12-May-2017 - Austria

computational materials design is traditionally used to improve and further develop already existing materials. Simulations grant a deep insight into the quantum mechanical effects which determine material properties. Egbert Zojer and his team at the Institute of Solid State Physics of TU Graz go a decisive step beyond that: they use computer simulations to propose an entirely new concept for controlling the electronic properties of materials. Potentially disturbing influences arising from the regular arrangement of polar elements, so-called collective electrostatic effects, are used by the research group to intentionally manipulate material properties. That this radically new approach also works for three-dimensional materials has been demonstrated by the Graz team.

© TU Graz

This image shows 3-D vision of the manipulated energy landscape within 3-D bulk material.

Manipulation of the energetic materials landscape

"The basic approach of the electrostatic design concept is to modify the electronic states of semiconductors via the periodic arrangement of dipolar groups. In this way we are able to locally manipulate energy levels in a controlled way. In doing so, we do not try to find ways to bypass such effects which are inevitable especially at interfaces. Rather, we make deliberate use of them for our own purposes," explains Egbert Zojer.
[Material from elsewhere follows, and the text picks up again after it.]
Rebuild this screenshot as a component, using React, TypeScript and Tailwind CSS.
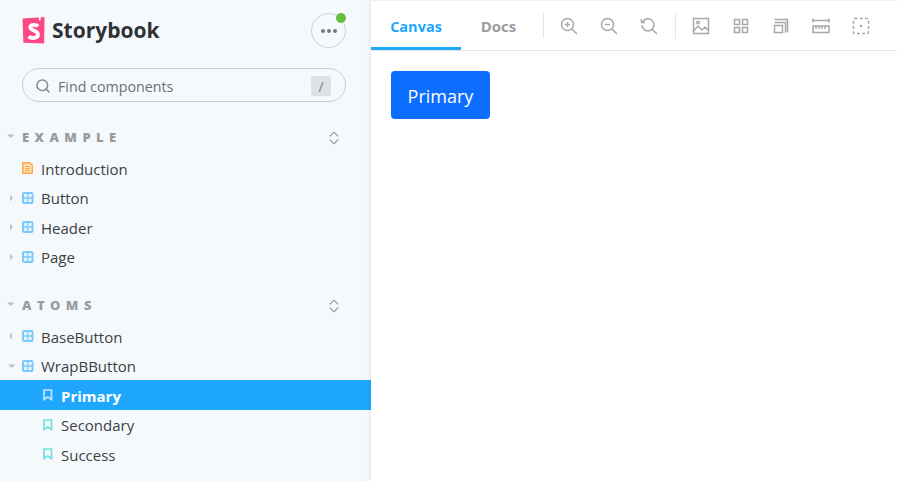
import { Search } from 'lucide-react';
import { FC, ReactNode } from 'react';

const font = '[font-family:"Open_Sans","Noto_Sans",sans-serif]';

const Caret: FC<{ open?: boolean }> = ({ open }) => (
  <svg width="8" height="8" viewBox="0 0 8 8" className="shrink-0">
    {open ? <path d="M0 2.5h7.500L3.750 6z" fill="#bcbfc2" /> : <path d="M2 .5v7L5 4z" fill="#c0c3c6" />}
  </svg>
);

const ComponentIcon = () => (
  <svg width="12" height="12" viewBox="0 0 12 12" className="shrink-0">
    <rect width="11.500" height="12" rx="2" fill="#7cc8fc" />
    <path d="M2 2h3.200v3.300H2zM6.400 2h3.200v3.300H6.400zM2 6.700h3.200V10H2zM6.400 6.700h3.200V10H6.400z" fill="#e3f3ff" />
  </svg>
);

const DocIcon = () => (
  <span className="flex w-3 shrink-0">
    <svg width="11" height="12" viewBox="0 0 11 12">
      <path d="M0 0h8l3 3v9H0z" fill="#fba848" />
      <path d="M1.500 1.500h6l2 2v7h-8z" fill="#ffe0b8" />
      <path d="M3 4.500h5M3 6.500h5M3 8.500h5" stroke="#fba848" strokeWidth="1" />
    </svg>
  </span>
);

const StoryIcon: FC<{ active?: boolean }> = ({ active }) => (
  <span className="mr-px flex shrink-0">
    <svg width="10" height="12" viewBox="0 0 10 12">
      <path
        d="M1 1h7.500v9.500L4.750 8 1 10.500z"
        fill="none"
        stroke={active ? '#bfe6ff' : '#6fe0dc'}
        strokeWidth="1.7"
      />
    </svg>
  </span>
);

const Logo = () => (
  <svg width="23" height="27" viewBox="0 0 23 27" className="shrink-0">
    <path d="M0.5 1.500 17 0.500l-.2 3 1.800.2.200-3.400L22.500 0l-.3 26.600L1.400 25.800z" fill="#ff4785" />
    <path
      d="M16 9.200C14.600 7.600 8.400 6.900 8.300 10.300c-.1 3.400 7.700 2.900 7.700 7.200 0 4-6.700 4.400-9.400 2"
      fill="none"
      stroke="#fff"
      strokeWidth="3.800"
    />
  </svg>
);

const Row: FC<{ indent: string; icon: ReactNode; label: string; caret?: ReactNode; active?: boolean }> = ({
  indent,
  icon,
  label,
  caret,
  active,
}) => (
  <div
    className={`flex items-center ${indent} ${
      active ? '-mt-[0.5px] h-[30px] bg-[#1ea7fd] font-bold text-white' : 'h-[29.5px] text-[#3a3f44]'
    }`}
  >
    {caret && <span className="-ml-[14px] mr-[6px] flex w-2">{caret}</span>}
    {icon}
    <span className="ml-[7px] pt-[2px] text-[15px] leading-none">{label}</span>
  </div>
);

const Section: FC<{ title: string; listGap: string; children: ReactNode }> = ({ title, listGap, children }) => (
  <div>
    <div className="flex h-[20px] items-center pl-[7px] pr-[32px]">
      <span className="-mt-[5px] flex">
        <Caret open />
      </span>
      <span className="ml-[7px] text-[13px] font-black tracking-[0.42em] text-[#999c9f]">{title}</span>
      <svg width="10" height="14" viewBox="0 0 10 14" className="ml-auto -mt-px" fill="none" stroke="#8a8d90" strokeWidth="1.100">
        <path d="M.8 5.300 5 1.200l4.200 4.100M.8 8.700 5 12.800l4.200-4.100" />
      </svg>
    </div>
    <div className={listGap}>{children}</div>
  </div>
);

const Sidebar = () => (
  <aside className="flex w-[371px] shrink-0 flex-col bg-[#f6f9fc]">
    <div className="flex items-center justify-between pl-[22px] pr-[25px] pt-[13px]">
      <div className="flex items-center gap-[7px]">
        <Logo />
        <span className="text-[21px] leading-none font-bold text-[#2e3236]">Storybook</span>
      </div>
      <div className="relative flex h-[35px] w-[35px] items-center justify-center rounded-full border border-[#cfd1d3]">
        <svg width="16" height="4" viewBox="0 0 16 4">
          <circle cx="2" cy="2" r="2" fill="#76797c" />
          <circle cx="8" cy="2" r="2" fill="#76797c" />
          <circle cx="14" cy="2" r="2" fill="#76797c" />
        </svg>
        <span className="absolute -right-px -top-px h-[10px] w-[10px] rounded-full bg-[#66bf3c]" />
      </div>
    </div>

    <div className="ml-[22px] mt-[20px] flex h-[34px] w-[324px] items-center rounded-full border border-[#cbced1] pl-[12px] pr-[14px] pt-[2px]">
      <Search size={16} strokeWidth={2.2} className="text-[#85888b]" />
      <span className="ml-[7px] pt-[2px] text-[14.25px] text-[#6c7074]">Find components</span>
      <span className="ml-auto flex h-[20px] w-[20px] items-center justify-center rounded-[2px] bg-[#dfe2e4] text-[14px] text-[#7c7f82]">
        /
      </span>
    </div>

    <div className="mt-[26px]">
      <Section title="EXAMPLE" listGap="mt-[5.5px]">
        <Row indent="pl-[22px]" icon={<DocIcon />} label="Introduction" />
        <Row indent="pl-[22px]" icon={<ComponentIcon />} label="Button" caret={<Caret />} />
        <Row indent="pl-[22px]" icon={<ComponentIcon />} label="Header" caret={<Caret />} />
        <Row indent="pl-[22px]" icon={<ComponentIcon />} label="Page" caret={<Caret />} />
      </Section>
      <div className="mt-[24.5px]">
        <Section title="ATOMS" listGap="mt-[5.5px]">
          <Row indent="pl-[22px]" icon={<ComponentIcon />} label="BaseButton" caret={<Caret />} />
          <Row indent="pl-[22px]" icon={<ComponentIcon />} label="WrapBButton" caret={<Caret open />} />
          <Row indent="pl-[43px]" icon={<StoryIcon active />} label="Primary" active />
          <Row indent="pl-[43px]" icon={<StoryIcon />} label="Secondary" />
          <Row indent="pl-[43px]" icon={<StoryIcon />} label="Success" />
        </Section>
      </div>
    </div>
  </aside>
);

const ToolIcon: FC<{ children: ReactNode }> = ({ children }) => (
  <span className="flex w-10 shrink-0 justify-center">
    <svg width="18" height="18" viewBox="0 0 18 18" fill="none" stroke="#a6a8aa" strokeWidth="1.500">
      {children}
    </svg>
  </span>
);

const Toolbar = () => (
  <div className="flex h-[51px] shrink-0 items-stretch border-t border-b border-t-[#eef1f4] border-b-[#e5e7e9] bg-white">
    <span className="flex w-[90px] items-center justify-center border-b-[3px] border-[#1ea7fd] pt-[5px] text-[14.5px] font-bold text-[#1ea7fd]">
      Canvas
    </span>
    <span className="flex w-[75px] items-center justify-center pb-[3px] pt-[5px] text-[15px] font-bold text-[#999c9f]">
      Docs
    </span>
    <span className="ml-[7px] mt-[12px] h-[25px] w-px bg-[#dfe1e3]" />
    <div className="ml-[5px] flex items-center pt-[1px]">
      <ToolIcon>
        <circle cx="7.500" cy="7.500" r="6" />
        <path d="M12 12l5 5M5 7.500h5M7.500 5v5" />
      </ToolIcon>
      <ToolIcon>
        <circle cx="7.500" cy="7.500" r="6" />
        <path d="M12 12l5 5M5 7.500h5" />
      </ToolIcon>
      <ToolIcon>
        <path d="M3 4.500A6 6 0 1 1 2 8M12 12l5 5M1.500 2v3.500H5" />
      </ToolIcon>
      <span className="ml-[6px] mr-[5px] h-[25px] w-px bg-[#e5e7e9]" />
      <ToolIcon>
        <rect x="1.500" y="1.500" width="15" height="15" />
        <circle cx="6" cy="5.500" r="1.300" />
        <path d="M1.500 14l4.500-5 4 4 3-3 3 3" />
      </ToolIcon>
      <ToolIcon>
        <path d="M2.500 2.500h5v5h-5zM10.500 2.500h5v5h-5zM2.500 10.500h5v5h-5zM10.500 10.500h5v5h-5z" />
      </ToolIcon>
      <ToolIcon>
        <path d="M2.500 8.500h8v7h-8zM2.500 5.500h11v10M2.500 2.500h13v13" />
      </ToolIcon>
      <ToolIcon>
        <path d="M1 3.500h16M1 1.500v4M17 1.500v4M1 9h16v6.500H1zM4 9v3M7 9v3M10 9v3M13 9v3" />
      </ToolIcon>
      <ToolIcon>
        <rect x="1.500" y="1.500" width="15" height="15" rx="1" strokeDasharray="3 2.200" />
        <circle cx="9" cy="9" r="0.600" fill="#a6a8aa" />
      </ToolIcon>
    </div>
  </div>
);

export default function App() {
  return (
    <div className={`flex h-[481px] w-[897px] overflow-hidden ${font}`}>
      <Sidebar />
      <main className="flex flex-1 flex-col bg-white shadow-[0_0_6px_rgba(0,0,0,0.1)]">
        <Toolbar />
        <div className="p-5">
          <button className="flex h-[48px] w-[99px] items-center justify-center rounded-[4px] bg-[#0d6efd] pt-[2px] text-[18px] text-white">
            Primary
          </button>
        </div>
      </main>
    </div>
  );
}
This topic has been in the focus of the research of the Zojer group already for some time. The first step was the electrostatic design of molecular monolayers, for example on gold electrodes. Experiments have shown that the predicted energy shifts within the layers actually take place and that charge transport through monolayers can be deliberately modulated. Also, the electronic states of two-dimensional materials, such as graphene, can be controlled by means of collective electrostatic effects. Doctoral student Veronika Obersteiner, Egbert Zojer and other colleagues from the team demonstrate the full potential of the concept by extending it to three-dimensional materials.

"For the example of three-dimensional covalent organic networks, we show how - by means of collective electrostatic effects - the energy landscape within three-dimensional bulk material can be manipulated such that spatially confined pathways for electrons and holes can be realised. In this way charge carriers can, for instance, be separated and the electronic properties of the material can be designed as desired," says Zojer.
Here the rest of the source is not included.